Endeavour Silver has certainly seen an improved investment thesis with the 200-day moving average for silver up from $16.50/oz in December to above $19.25/oz currently. However, the company has industry-lagging margins, and the valuation is nowhere as attractive as other precious metals names. Adding to these issues, the stock now has strong resistance at $4.65, and no meaningful support levels until closer to $3.00. Therefore, I continue to see the stock as an Avoid in favor of more attractively valued producers like Kirkland Lake Gold. I would view any rallies above $4.60 as selling opportunities.

Disclosure: I am/we are long KL. I wrote this article myself, and it expresses my own opinions. I am not receiving compensation for it (other than from Seeking Alpha). I have no business relationship with any company whose stock is mentioned in this article.

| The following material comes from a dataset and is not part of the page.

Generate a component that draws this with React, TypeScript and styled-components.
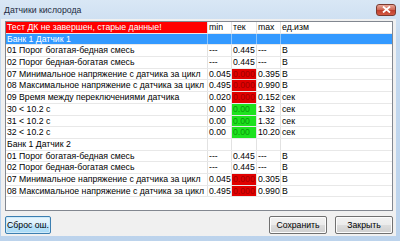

Additional disclosure: Disclaimer: Taylor Dart is not a Registered Investment Advisor or Financial Planner. This writing is for informational purposes only. It does not constitute an offer to sell, a solicitation to buy, or a recommendation regarding any securities transaction. The information contained in this writing should not be construed as financial or investment advice on any subject matter. Taylor Dart expressly disclaims all liability in respect to actions taken based on any or all of the information on this writing.